◆ Problem requirements
Copy out each line of the data that holds the word "React".

◆ Rows
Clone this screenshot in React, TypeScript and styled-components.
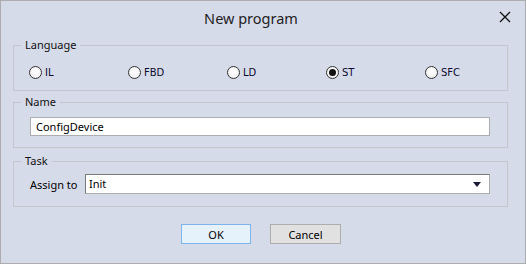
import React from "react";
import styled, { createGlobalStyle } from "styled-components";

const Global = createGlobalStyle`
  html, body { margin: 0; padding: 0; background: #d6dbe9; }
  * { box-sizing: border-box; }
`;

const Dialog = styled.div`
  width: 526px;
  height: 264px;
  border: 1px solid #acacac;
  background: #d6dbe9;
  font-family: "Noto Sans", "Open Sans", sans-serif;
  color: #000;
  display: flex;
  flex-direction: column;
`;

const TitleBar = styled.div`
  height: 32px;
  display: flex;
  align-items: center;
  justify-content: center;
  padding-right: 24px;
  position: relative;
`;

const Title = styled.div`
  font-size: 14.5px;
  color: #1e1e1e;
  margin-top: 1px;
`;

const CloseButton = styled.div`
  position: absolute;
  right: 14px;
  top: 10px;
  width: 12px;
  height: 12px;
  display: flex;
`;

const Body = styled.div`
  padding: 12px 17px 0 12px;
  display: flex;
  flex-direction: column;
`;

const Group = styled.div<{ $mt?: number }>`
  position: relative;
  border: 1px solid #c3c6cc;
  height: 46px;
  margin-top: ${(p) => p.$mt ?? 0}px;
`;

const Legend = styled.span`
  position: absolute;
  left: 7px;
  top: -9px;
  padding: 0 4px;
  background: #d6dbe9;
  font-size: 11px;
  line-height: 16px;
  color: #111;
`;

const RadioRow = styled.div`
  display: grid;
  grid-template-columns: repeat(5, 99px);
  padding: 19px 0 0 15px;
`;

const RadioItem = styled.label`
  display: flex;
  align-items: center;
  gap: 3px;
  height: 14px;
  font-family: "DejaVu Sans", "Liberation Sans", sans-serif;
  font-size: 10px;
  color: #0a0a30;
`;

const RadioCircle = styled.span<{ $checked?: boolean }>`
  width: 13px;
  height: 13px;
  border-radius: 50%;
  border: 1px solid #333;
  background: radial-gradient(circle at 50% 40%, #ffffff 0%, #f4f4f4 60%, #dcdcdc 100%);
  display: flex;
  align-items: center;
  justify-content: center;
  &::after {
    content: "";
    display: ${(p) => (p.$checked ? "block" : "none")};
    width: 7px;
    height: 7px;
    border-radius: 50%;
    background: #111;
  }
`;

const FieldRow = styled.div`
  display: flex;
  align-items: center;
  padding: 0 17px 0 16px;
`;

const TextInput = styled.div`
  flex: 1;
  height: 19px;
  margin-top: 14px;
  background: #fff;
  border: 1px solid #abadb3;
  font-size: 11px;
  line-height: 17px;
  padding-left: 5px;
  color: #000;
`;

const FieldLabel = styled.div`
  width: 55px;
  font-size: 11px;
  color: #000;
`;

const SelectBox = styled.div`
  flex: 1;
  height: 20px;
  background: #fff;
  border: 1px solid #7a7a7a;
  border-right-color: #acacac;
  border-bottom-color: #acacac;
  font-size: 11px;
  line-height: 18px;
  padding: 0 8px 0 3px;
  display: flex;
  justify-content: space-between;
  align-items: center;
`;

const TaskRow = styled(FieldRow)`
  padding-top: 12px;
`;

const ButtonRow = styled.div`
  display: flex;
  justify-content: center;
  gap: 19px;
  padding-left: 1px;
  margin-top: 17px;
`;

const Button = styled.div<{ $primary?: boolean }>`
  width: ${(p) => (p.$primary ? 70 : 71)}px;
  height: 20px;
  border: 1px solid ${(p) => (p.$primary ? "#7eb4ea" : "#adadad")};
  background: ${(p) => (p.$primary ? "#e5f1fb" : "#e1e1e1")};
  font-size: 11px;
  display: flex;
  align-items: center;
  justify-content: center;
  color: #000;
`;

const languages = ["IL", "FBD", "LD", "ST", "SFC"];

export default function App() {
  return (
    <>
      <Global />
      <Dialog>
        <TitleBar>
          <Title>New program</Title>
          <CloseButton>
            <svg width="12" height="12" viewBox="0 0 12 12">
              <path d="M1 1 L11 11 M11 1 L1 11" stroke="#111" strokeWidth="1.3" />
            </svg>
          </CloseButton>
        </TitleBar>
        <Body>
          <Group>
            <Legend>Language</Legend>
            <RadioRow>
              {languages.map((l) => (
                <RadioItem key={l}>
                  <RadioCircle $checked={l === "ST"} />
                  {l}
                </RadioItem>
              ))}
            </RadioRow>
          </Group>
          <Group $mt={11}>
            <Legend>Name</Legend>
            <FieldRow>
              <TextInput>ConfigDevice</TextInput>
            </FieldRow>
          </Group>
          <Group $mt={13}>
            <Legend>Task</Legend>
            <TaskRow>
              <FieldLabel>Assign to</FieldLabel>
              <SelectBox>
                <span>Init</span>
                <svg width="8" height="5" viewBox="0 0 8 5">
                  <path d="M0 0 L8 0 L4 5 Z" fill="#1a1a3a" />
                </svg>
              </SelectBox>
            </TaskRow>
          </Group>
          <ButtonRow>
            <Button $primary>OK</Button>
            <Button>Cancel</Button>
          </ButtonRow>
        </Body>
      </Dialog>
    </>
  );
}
---
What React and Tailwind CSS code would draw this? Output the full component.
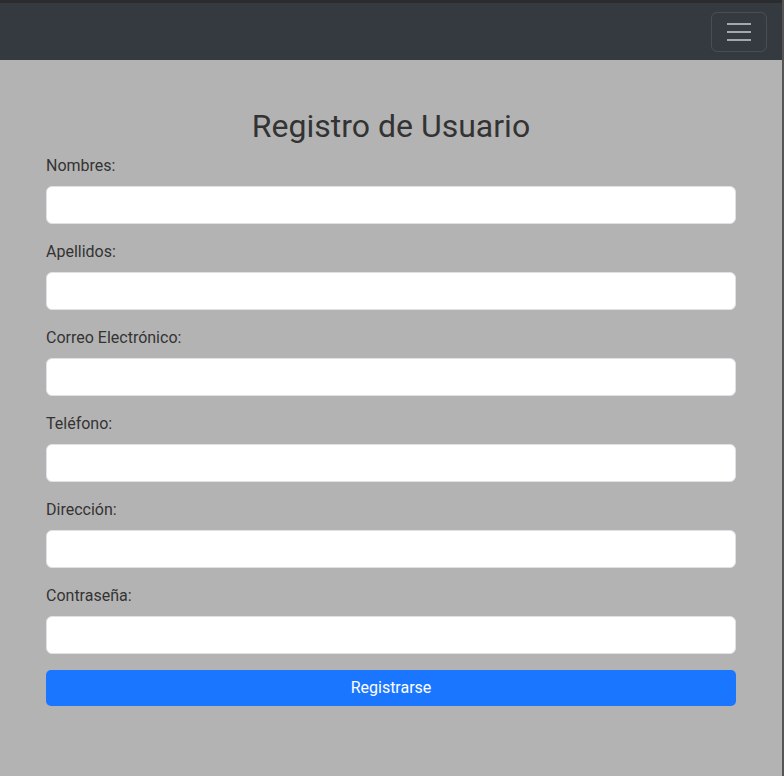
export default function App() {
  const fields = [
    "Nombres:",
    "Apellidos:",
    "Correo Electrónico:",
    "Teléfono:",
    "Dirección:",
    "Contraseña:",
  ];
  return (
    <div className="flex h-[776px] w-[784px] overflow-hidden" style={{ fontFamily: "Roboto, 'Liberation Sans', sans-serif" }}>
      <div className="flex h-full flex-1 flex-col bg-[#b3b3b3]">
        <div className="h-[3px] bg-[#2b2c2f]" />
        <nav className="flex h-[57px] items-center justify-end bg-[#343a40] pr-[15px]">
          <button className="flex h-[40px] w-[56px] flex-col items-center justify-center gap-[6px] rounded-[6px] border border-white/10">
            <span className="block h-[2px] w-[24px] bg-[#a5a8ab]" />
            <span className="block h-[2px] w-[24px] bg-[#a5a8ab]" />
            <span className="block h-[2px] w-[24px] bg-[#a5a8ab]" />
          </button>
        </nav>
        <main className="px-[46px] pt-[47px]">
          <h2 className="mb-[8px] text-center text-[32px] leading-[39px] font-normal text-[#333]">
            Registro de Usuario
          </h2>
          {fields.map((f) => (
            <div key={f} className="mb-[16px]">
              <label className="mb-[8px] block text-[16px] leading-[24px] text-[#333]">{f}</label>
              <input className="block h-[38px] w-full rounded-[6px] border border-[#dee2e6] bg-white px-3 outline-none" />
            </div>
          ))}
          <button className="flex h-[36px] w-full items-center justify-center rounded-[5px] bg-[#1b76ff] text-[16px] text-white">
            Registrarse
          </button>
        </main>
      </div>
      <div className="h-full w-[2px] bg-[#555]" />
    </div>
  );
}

◆ Task output
Clone this screenshot in React, TypeScript and styled-components.
import React from "react";
What React and Tailwind CSS code would draw this? Output the full component.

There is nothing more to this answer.